Species as "Hypotheses"
dyanega at UCR.EDU
Mon Jul 12 09:35:47 CDT 2004
>Don't get me wrong -- I'll almost certainly be a practitioner (and ardent
>defender) of the Linnaean nomenclatural system until the day I die. But,
>for those who are interested in establishing objective definitions for names
>in a monophyletic context, a multi-anchor definition system is definitely
>the way to go (whether or not that system is the Phylocode).
As an aside (I don't think this particular dead horse needs much more
beating), I'll note that the way in which the Phylocode allows
definitions of taxa is actually one of its greatest drawbacks,
insofar as nomenclature goes, so while the multi-anchor philosophy
may have its advantages, its practical application certainly would
need to follow something *other* than the Phylocode model.

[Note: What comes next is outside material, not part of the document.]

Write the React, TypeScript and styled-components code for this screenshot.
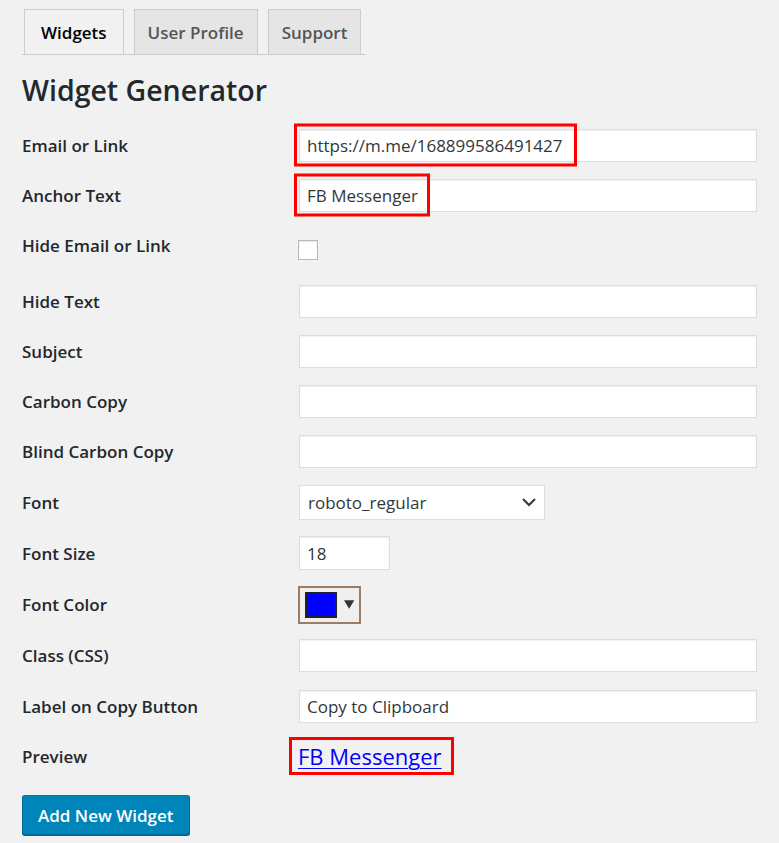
import React from "react";
import styled, { createGlobalStyle } from "styled-components";

/**
 * Global
 */

const GlobalStyle = createGlobalStyle`
  html, body {
    margin: 0;
    padding: 0;
    background: #f1f1f1;
  }

  body {
    color: #23282d;
    font-family: "Open Sans", "Noto Sans", "Liberation Sans", sans-serif;
    font-size: 17px;
  }
`;

/**
 * Styled Component
 */

const Page = styled.div`
  padding: 9px 22px 8px 22px;
  box-sizing: border-box;
  width: 779px;
`;

/* Tabs */
const TabBar = styled.nav`
  display: flex;
  gap: 10px;
  width: 344px;
  padding-left: 2px;
  border-bottom: 1px solid #ccc;
  box-sizing: border-box;
`;

const Tab = styled.a<{ $active?: boolean }>`
  display: flex;
  flex-shrink: 0;
  align-items: center;
  justify-content: center;
  height: 45px;
  padding: 0 ${(p) => (p.$active ? "16px" : "13px")};
  border: 1px solid #ccc;
  border-bottom: none;
  margin-bottom: ${(p) => (p.$active ? "-1px" : "0")};
  background: ${(p) => (p.$active ? "#f1f1f1" : "#e5e5e5")};
  color: ${(p) => (p.$active ? "#000" : "#555")};
  font-size: 17px;
  font-weight: 600;
  white-space: nowrap;
  text-decoration: none;
  box-sizing: border-box;
`;

const Title = styled.h1`
  margin: 17px 0 0;
  font-size: 28.5px;
  font-weight: 600;
  line-height: 36px;
  color: #23282d;
`;

/* Form */
const Form = styled.div`
  display: flex;
  flex-direction: column;
  margin-top: 12px;
`;

const Row = styled.div<{ $height?: number }>`
  display: grid;
  grid-template-columns: 277px 1fr;
  align-items: center;
  height: ${(p) => p.$height ?? 50}px;
`;

const Label = styled.label<{ $shift?: number }>`
  font-size: 17px;
  font-weight: 600;
  color: #23282d;
  position: relative;
  top: ${(p) => p.$shift ?? 0}px;
`;

const Field = styled.div`
  position: relative;
  display: flex;
  align-items: center;
`;

const TextInput = styled.input<{ $width?: number }>`
  width: ${(p) => (p.$width ? `${p.$width}px` : "100%")};
  height: ${(p) => (p.$width ? 34 : 33)}px;
  box-sizing: border-box;
  padding: 0 7px;
  border: 1px solid #ddd;
  box-shadow: inset 0 1px 2px rgba(0, 0, 0, 0.07);
  background: #fff;
  color: #32373c;
  font-family: "Open Sans", "Noto Sans", sans-serif;
  font-size: 17px;
  outline: none;
`;

const Highlight = styled.span<{ $width: number; $height: number }>`
  position: absolute;
  left: -5px;
  top: 50%;
  width: ${(p) => p.$width}px;
  height: ${(p) => p.$height}px;
  transform: translateY(-50%);
  border: 3px solid #f00;
  box-sizing: border-box;
  pointer-events: none;
`;

const Checkbox = styled.span`
  display: block;
  width: 20px;
  height: 20px;
  margin-top: 4px;
  margin-left: -1px;
  box-sizing: border-box;
  border: 1px solid #b4b9be;
  background: #fff;
  box-shadow: inset 0 1px 2px rgba(0, 0, 0, 0.1);
`;

const Select = styled.div`
  display: flex;
  align-items: center;
  justify-content: space-between;
  width: 246px;
  height: 35px;
  box-sizing: border-box;
  padding: 0 8px 0 8px;
  border: 1px solid #ddd;
  background: #fff;
  color: #32373c;
  font-size: 17px;
`;

const ColorButton = styled.div`
  display: flex;
  align-items: center;
  gap: 7px;
  width: 63px;
  height: 38px;
  margin-left: -1px;
  box-sizing: border-box;
  padding: 0 5px;
  border: 2px solid #9b7c64;
  background: #efefef;
`;

const Swatch = styled.span<{ $color: string }>`
  display: block;
  width: 34px;
  height: 26px;
  box-sizing: border-box;
  border: 2px solid #222;
  background: ${(p) => p.$color};
`;

const PreviewLink = styled.a`
  margin-left: -1px;
  color: #00f;
  font-size: 22px;
  text-decoration: underline;
  text-underline-offset: 3px;
  text-decoration-thickness: 1px;
`;

const PreviewBox = styled.span`
  position: absolute;
  left: -10px;
  top: 50%;
  transform: translateY(-50%);
  width: 165px;
  height: 38px;
  border: 3px solid #f00;
  box-sizing: border-box;
`;

const Button = styled.button`
  margin-top: 14px;
  align-self: flex-start;
  height: 40px;
  padding: 0 15px;
  border: 1px solid #0073aa;
  border-color: #0073aa #006799 #006799;
  border-radius: 3px;
  box-shadow: 0 1px 0 #006799;
  background: #0085ba;
  color: #fff;
  font-family: "Open Sans", "Noto Sans", sans-serif;
  font-size: 17px;
  font-weight: 600;
`;

/**
 * Data
 */

const plainFields = [
  { label: "Hide Text", height: 50 },
  { label: "Subject", height: 50 },
  { label: "Carbon Copy", height: 50 },
  { label: "Blind Carbon Copy", height: 51 },
];

/**
 * Template
 */

export default function App() {
  return (
    <Page>
      <GlobalStyle />
      <TabBar>
        <Tab $active>Widgets</Tab>
        <Tab>User Profile</Tab>
        <Tab>Support</Tab>
      </TabBar>
      <Title>Widget Generator</Title>
      <Form>
        <Row>
          <Label>Email or Link</Label>
          <Field>
            <TextInput readOnly value="https://m.me/168899586491427" />
            <Highlight $width={283} $height={43} />
          </Field>
        </Row>
        <Row>
          <Label>Anchor Text</Label>
          <Field>
            <TextInput readOnly value="FB Messenger" />
            <Highlight $width={136} $height={43} />
          </Field>
        </Row>
        <Row $height={56}>
          <Label $shift={-3}>Hide Email or Link</Label>
          <Field>
            <Checkbox />
          </Field>
        </Row>
        {plainFields.map((f) => (
          <Row key={f.label} $height={f.height}>
            <Label>{f.label}</Label>
            <Field>
              <TextInput readOnly value="" />
            </Field>
          </Row>
        ))}
        <Row>
          <Label>Font</Label>
          <Field>
            <Select>
              <span>roboto_regular</span>
              <svg width="14" height="9" viewBox="0 0 14 9">
                <path d="M1 1l6 6 6-6" fill="none" stroke="#32373c" strokeWidth="2" />
              </svg>
            </Select>
          </Field>
        </Row>
        <Row $height={52}>
          <Label>Font Size</Label>
          <Field>
            <TextInput readOnly value="18" $width={91} />
          </Field>
        </Row>
        <Row $height={51}>
          <Label>Font Color</Label>
          <Field>
            <ColorButton>
              <Swatch $color="#0000ff" />
              <svg width="11" height="9" viewBox="0 0 11 9">
                <path d="M0 0h11L5.5 9z" fill="#333" />
              </svg>
            </ColorButton>
          </Field>
        </Row>
        <Row $height={51}>
          <Label>Class (CSS)</Label>
          <Field>
            <TextInput readOnly value="" />
          </Field>
        </Row>
        <Row>
          <Label>Label on Copy Button</Label>
          <Field>
            <TextInput readOnly value="Copy to Clipboard" />
          </Field>
        </Row>
        <Row>
          <Label>Preview</Label>
          <Field>
            <PreviewLink href="#">FB Messenger</PreviewLink>
            <PreviewBox />
          </Field>
        </Row>
        <Button>Add New Widget</Button>
      </Form>
    </Page>
  );
}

Specifically, a taxonomist under the Phylocode may use any one of 5
different definition types for a taxon (node-based, stem-based,
character-based, etc.), and the choice of anchors may be vast - but
only taxa with IDENTICAL definitions can be considered synonyms. In
other words, as long as the definitions are different, the same taxon
can have many different names. That is NOT a good example to follow.
Doug Yanega Dept. of Entomology Entomology Research Museum
Univ. of California - Riverside, Riverside, CA 92521
phone: (909) 787-4315 (standard disclaimer: opinions are mine, not UCR's)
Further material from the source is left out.